Cette errance lexicale et conceptuelle renvoie probablement à l’hypothèse que tout cela serait du à la permanence de l’idéologie « soviétique », dans « cette région », s’opposant à celle du monde « libre », « ici ».
Sottise pourtant qu’une telle hypothèse. La droite xénophobe des pays dont il est question est l’héritière ici des idéologies pangermaniques et panslaves antérieures à l’Union Soviétique et au Pacte de Varsovie. Cette droite s’est ralliée à l’Europe capitaliste, notamment en voulant contribuer à l’affirmation haut et fort de la nature chrétienne de cette Europe. Sur ce point ils sont beaucoup plus des héritiers du pangermanisme et du panslavisme que de l’Union Soviétique…
Plus curieusement encore, l’article désigne cette xénophobie populiste d’état comme un « scepticisme », dans un paragraphe généralisant ce caractère cognitif au vaste ensemble géographique indistinct qui fait sa référence, fondant ce qui n’est qu’un préjugé stéréotypé :
« Ce message pourrait s’appliquer à l’ensemble des pays d’Europe issus de l’ancien bloc communiste, tant le scepticisme face à l’immigration est un trait commun partagé dans la région. Avec le rejet de l’homosexualité, c’est un des rares sujets de société qui séparent encore les valeurs de la « nouvelle Europe » de « l’ancienne ».
Où est-il allé chercher ce terme de « scepticisme » ? Sans doute dans une déclinaison incluant les termes « climatoscepticisme » et « euroscepticisme», opposant dans les discours médiatiques courants ceux qui croient et ce qui ne croient pas aux « vérités » soutenues par les oligarchies médiatique, politique et experte… A l’instar de Monsieur Hollande qui naguère condamnait, pérorant devant les académiciens, tout doute quant aux vérités officielles comme une ignorance à combattre.
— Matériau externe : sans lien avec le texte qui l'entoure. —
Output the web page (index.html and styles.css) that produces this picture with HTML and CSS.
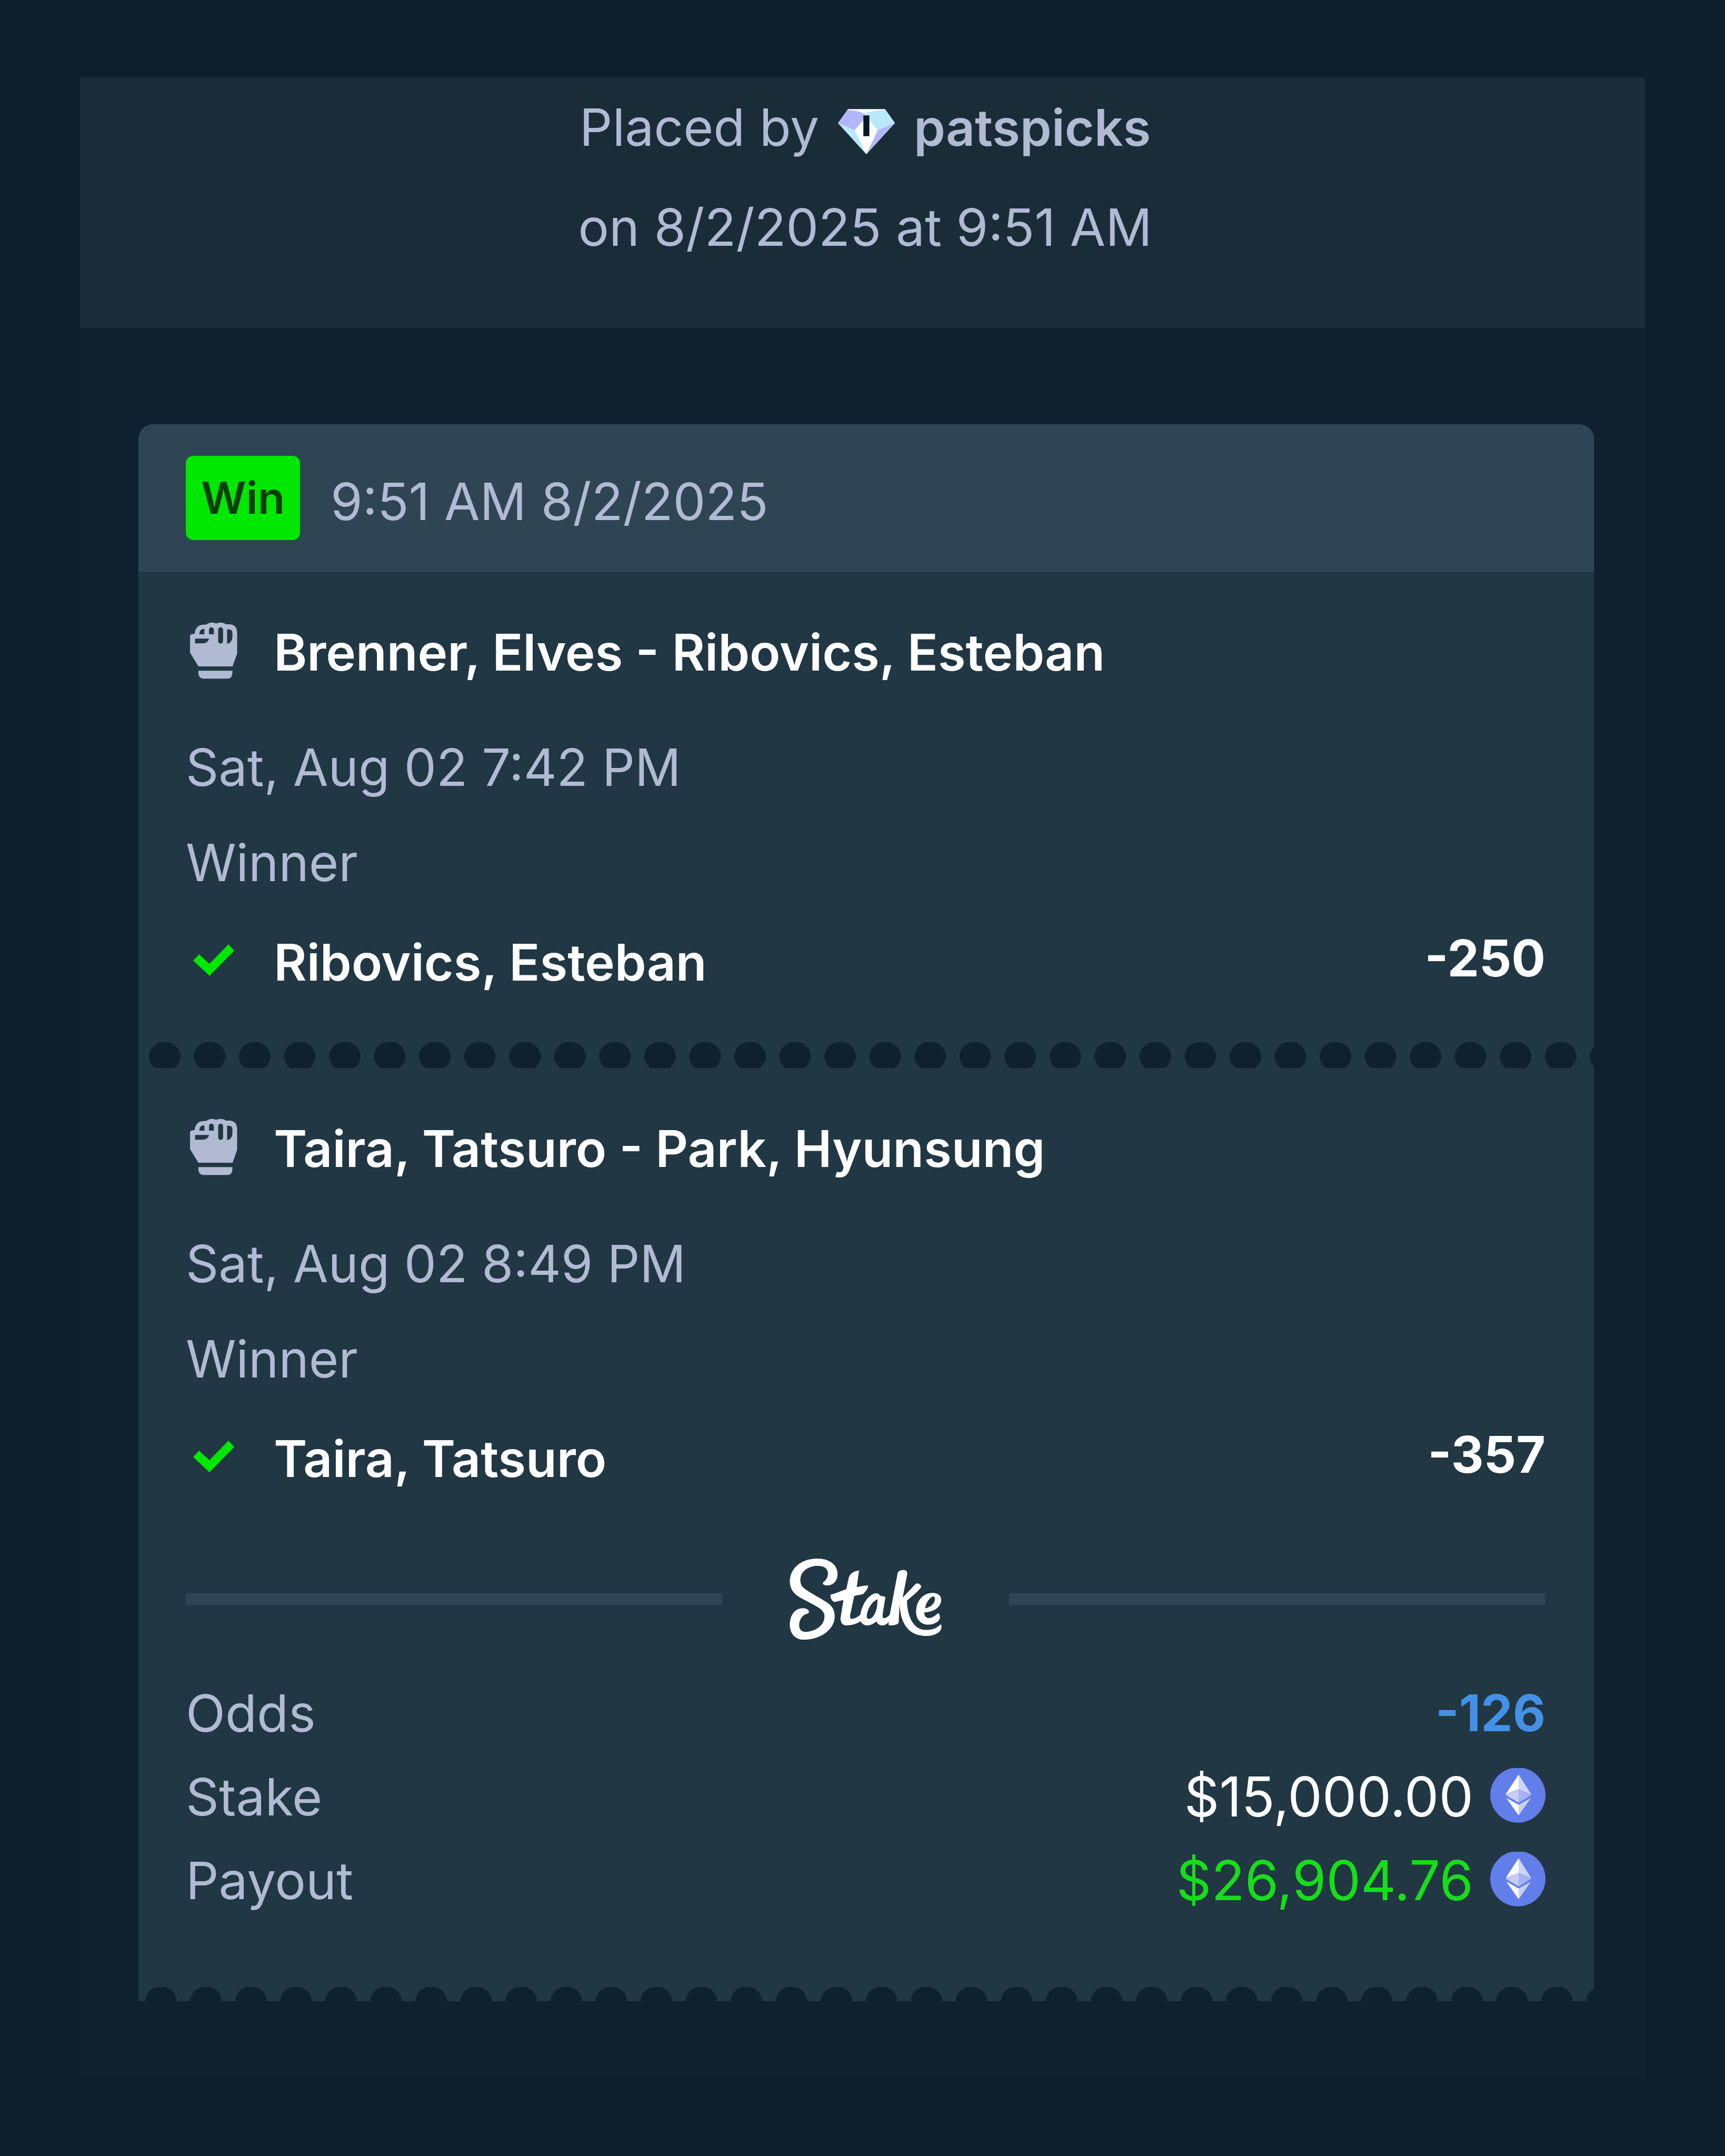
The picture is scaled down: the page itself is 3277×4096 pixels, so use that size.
FILE: index.html
```html
<!DOCTYPE html>
<html lang="en">
<head>
<meta charset="utf-8">
<title>Bet slip</title>
<link rel="stylesheet" href="styles.css">
</head>
<body>
<svg class="defs" width="0" height="0" aria-hidden="true">
  <symbol id="glove" viewBox="93 121 384 440">
    <path fill-rule="evenodd" d="M122 228Q122 217 135 215L155 212C155 178 178 150 212 150L238 148C250 134 290 130 303 143C315 132 355 130 370 147H395C430 147 450 170 450 205V350L418 440H180L122 345ZM187 216C187 190 200 176 222 180V216ZM254 216V185Q256 168 270 168Q286 168 288 185V216ZM318 185Q320 168 335 168Q350 168 352 185V264Q350 281 335 281Q320 281 318 264ZM380 182Q417 180 417 205V240Q410 280 380 282ZM157 247H255Q245 280 210 280H157Z"/>
    <path d="M180 470H417V488Q415 525 385 525H212Q182 522 180 488Z"/>
  </symbol>
  <symbol id="check" viewBox="0 0 105 120">
    <path d="M14 57L25 45L45 63L81 26L92 38L45 86Z"/>
  </symbol>
  <symbol id="eth" viewBox="165 118 387 383">
    <circle cx="358.500" cy="307" r="193.500" fill="#627eea"/>
    <path fill="#fff" d="M364 163V265L272 303Z"/>
    <path fill="#cdd6fa" d="M364 163V265L453 303Z"/>
    <path fill="#c6cdf7" d="M364 265V360L272 306Z"/>
    <path fill="#a6b3f2" d="M364 265V360L453 306Z"/>
    <path fill="#fff" d="M278 327L364 375V450Z"/>
    <path fill="#c8d1fa" d="M450 327L364 375V450Z"/>
  </symbol>
</svg>
<main class="panel">
  <header class="placed">
    <p class="placed-line">
      <span>Placed by</span>
      <svg class="rank" viewBox="115 37 397 371" role="img" aria-label="Diamond rank">
        <path fill="#fff" d="M185 93H443L512 190L313 408L115 190Z"/>
        <path fill="#b1b5fa" d="M181 99Q255 103 298 125L290 170L232 240L115 190Z"/>
        <path fill="#b9e8fb" d="M294 124Q350 103 447 98L512 190L393 240L334 172V137H294Z"/>
        <path fill="#b9e8fb" d="M115 190L232 240L313 408Z"/>
        <path fill="#b1b5fa" d="M512 190L393 240L313 408Z"/>
        <path fill="#071824" d="M292 137H334V282H292Z"/>
      </svg>
      <a class="user" href="#patspicks">patspicks</a>
    </p>
    <p>on 8/2/2025 at 9:51 AM</p>
  </header>

  <article class="card">
    <header class="card-head">
      <span class="badge">Win</span>
      <time class="card-time">9:51 AM 8/2/2025</time>
    </header>

    <section class="leg">
      <h2 class="row"><svg class="icon"><use href="#glove"/></svg>Brenner, Elves - Ribovics, Esteban</h2>
      <p class="detail">Sat, Aug 02 7:42 PM</p>
      <p class="detail">Winner</p>
      <div class="pick">
        <span class="row"><svg class="icon won"><use href="#check"/></svg>Ribovics, Esteban</span>
        <strong class="odds">-250</strong>
      </div>
    </section>
    <div class="perforation"></div>
    <section class="leg">
      <h2 class="row"><svg class="icon"><use href="#glove"/></svg>Taira, Tatsuro - Park, Hyunsung</h2>
      <p class="detail">Sat, Aug 02 8:49 PM</p>
      <p class="detail">Winner</p>
      <div class="pick">
        <span class="row"><svg class="icon won"><use href="#check"/></svg>Taira, Tatsuro</span>
        <strong class="odds">-357</strong>
      </div>
    </section>

    <div class="divider">
      <svg class="logo" viewBox="155 108 1055 564" role="img" aria-label="Stake">
        <path d="M385 275C405 260 422 240 420 205C415 170 385 158 345 158C280 160 228 200 228 255C228 300 250 315 290 340C340 372 400 400 435 430C460 455 467 480 467 515C465 600 370 672 250 672C190 672 155 625 155 570C155 500 190 455 245 453C270 452 290 465 288 480C286 492 270 492 255 500C230 520 220 545 220 575C222 605 240 618 265 618C340 615 396 570 396 510C396 490 390 480 370 460C330 430 270 405 220 375C180 350 155 320 155 265C158 170 240 108 345 108C430 108 487 150 487 215C487 265 455 295 415 295C395 295 382 288 385 275Z"/>
        <path d="M637 190C600 195 575 210 565 240L548 320C510 335 470 350 437 360C437 385 450 405 465 410L528 396L508 520C505 550 520 573 550 573C590 573 625 560 652 540L648 496C622 520 600 527 585 527C573 527 573 515 575 500L603 368L665 355C685 335 700 315 700 295C670 297 645 300 620 307Z"/>
        <path fill-rule="evenodd" d="M820 375C810 370 795 370 782 365C775 352 765 348 750 350C700 360 655 430 645 500C635 545 660 573 695 573C720 573 740 560 757 545C765 565 780 573 800 573C820 573 835 560 845 545L858 492C835 515 820 525 808 523C798 520 800 500 803 480ZM765 390C720 410 690 470 690 515C695 532 715 530 730 515C755 490 765 440 765 390Z"/>
        <path d="M905 210C910 195 925 188 945 188C962 188 973 198 972 215L940 380L1030 285C1045 275 1065 285 1070 305C1050 335 1000 375 970 400C970 480 1000 600 1095 604C1150 606 1180 590 1207 563C1215 590 1205 610 1190 622C1160 642 1130 648 1090 646C980 640 925 560 918 425L912 555C905 570 860 578 843 570C840 550 845 530 850 500Z"/>
        <path fill-rule="evenodd" d="M1090 483C1090 510 1105 522 1125 522C1150 520 1170 500 1187 488C1200 495 1205 520 1190 540C1170 560 1145 568 1120 568C1065 568 1033 530 1033 475C1035 400 1085 348 1145 347C1185 347 1208 365 1208 395C1207 445 1160 478 1090 483ZM1097 455C1135 447 1165 420 1165 385C1160 365 1145 370 1130 385C1110 405 1098 430 1097 455Z"/>
      </svg>
    </div>

    <dl class="totals">
      <div class="total"><dt>Odds</dt><dd class="total-odds">-126</dd></div>
      <div class="total"><dt>Stake</dt><dd class="money">$15,000.00<svg class="coin"><use href="#eth"/></svg></dd></div>
      <div class="total"><dt>Payout</dt><dd class="money payout">$26,904.76<svg class="coin"><use href="#eth"/></svg></dd></div>
    </dl>
    <div class="perforation torn"></div>
  </article>
</main>
</body>
</html>
```
FILE: styles.css
```css
* {
  box-sizing: border-box;
  margin: 0;
  padding: 0;
}

body {
  padding: 147px 152px;
  background: #0d1f2d;
  color: #b1bad3;
  font-family: Inter, "Open Sans", sans-serif;
  font-size: 98px;
}

.defs {
  position: absolute;
}

svg {
  display: block;
  flex: none;
}

.panel {
  padding-bottom: 148px;
  background: #0f212e;
}

.placed {
  padding: 0 0 96px 10px;
  background: #1a2c38;
  line-height: 190px;
  text-align: center;
}

.placed-line {
  display: flex;
  align-items: center;
  justify-content: center;
  gap: 36px;
}

.rank {
  width: 108px;
  height: 101px;
}

.user {
  color: inherit;
  font-size: 96px;
  font-weight: 600;
  text-decoration: none;
}

.card {
  margin: 183px 97px 0 111px;
  overflow: hidden;
  border-radius: 28px 28px 0 0;
  background: #213743;
}

.card-head {
  display: flex;
  align-items: center;
  gap: 58px;
  height: 280px;
  padding: 0 90px;
  background: #2f4553;
}

.badge {
  width: 217px;
  border-radius: 14px;
  background: #00e701;
  color: #013e01;
  font-size: 84px;
  font-weight: 600;
  line-height: 160px;
  text-align: center;
}

.card-time {
  padding-top: 12px;
}

.leg {
  padding: 75px 92px 72px 90px;
}

.row {
  display: flex;
  align-items: center;
  gap: 62px;
  color: #fff;
  font-size: 96px;
  font-weight: 600;
  line-height: 156px;
}

.icon {
  width: 105px;
  height: 120px;
  fill: #b1bad3;
}

.won {
  fill: #00e701;
}

.detail {
  font-size: 97px;
  line-height: 181px;
}

.row + .detail {
  margin-top: 50px;
}

.pick {
  display: flex;
  align-items: center;
  justify-content: space-between;
  height: 160px;
  margin-top: 19px;
}

.odds {
  padding-bottom: 16px;
  color: #fff;
  font-size: 96px;
  font-weight: 700;
}

.perforation {
  height: 49px;
  background: radial-gradient(30px 28px at 50% 27px, #0f212e 97%, transparent 102%) 7px 0 / calc(100% / 32.32) 100%;
}

.torn {
  height: 27px;
  background-position-x: 0;
}

.divider {
  display: flex;
  align-items: center;
  gap: 128px;
  padding: 38px 92px 0 90px;
}

.divider::before,
.divider::after {
  flex: 1;
  height: 22px;
  background: #2f4553;
  content: "";
}

.logo {
  width: 289px;
  height: 154px;
  fill: #fff;
}

.totals {
  padding: 60px 92px 123px 90px;
  line-height: 159px;
}

.total {
  display: flex;
  justify-content: space-between;
}

.total-odds {
  color: #4391e7;
  font-size: 96px;
  font-weight: 700;
}

.money {
  display: flex;
  align-items: center;
  gap: 32px;
  color: #fff;
  font-size: 104px;
}

.payout {
  color: #17dd1a;
}

.coin {
  width: 105px;
  height: 104px;
  margin-bottom: 6px;
}
```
On semblerait donc se trouver dans une configuration opposant les tenants d’une vérité officielle, d’un dogme à ceux d’un discours populaire de bon sens résistant .
Mais le terme scepticisme n’est pas pertinent pour parler de la xénophobie dans les pays européens gouvernés à l’extrême droite, puisqu’il s’agit là de l’idéologie d’état et de l’idéologie dominante…
Appeler cela du « scepticisme » nous fera sans doute bientôt glisser à l’idée que l’on serait ici devant des « décomplexés » et qu’ils mériteraient d’être « dédiabolisés » …
Il est vrai qu’il y a trois jours, pour « questionner » Monsieur Juppé sur l’immigration Antenne 2 recruta Monsieur Ménard… Maire lepéniste de Béziers.
L’idéologie raciste et racialiste mérite-t-elle d’être définie comme un « scepticisme » ?
On ne peut accepter une telle catégorisation. Les pays concernés retrouvent plutôt là une foi irraisonnée et intégriste dans des valeurs d’intolérance religieuse et un imaginaire de pureté ethnique. Valeurs qui ont conduit l’Europe il y a quelques décennies sur la voie du fascisme.
C’est donc de foi, d’intégrisme, de racisme, de xénophobie, d’extrême-droite qu’il faut parler ici, et non de scepticisme.
De quoi renforcer notre scepticisme sur l’Europe que nous « construisons » avec ces états-là!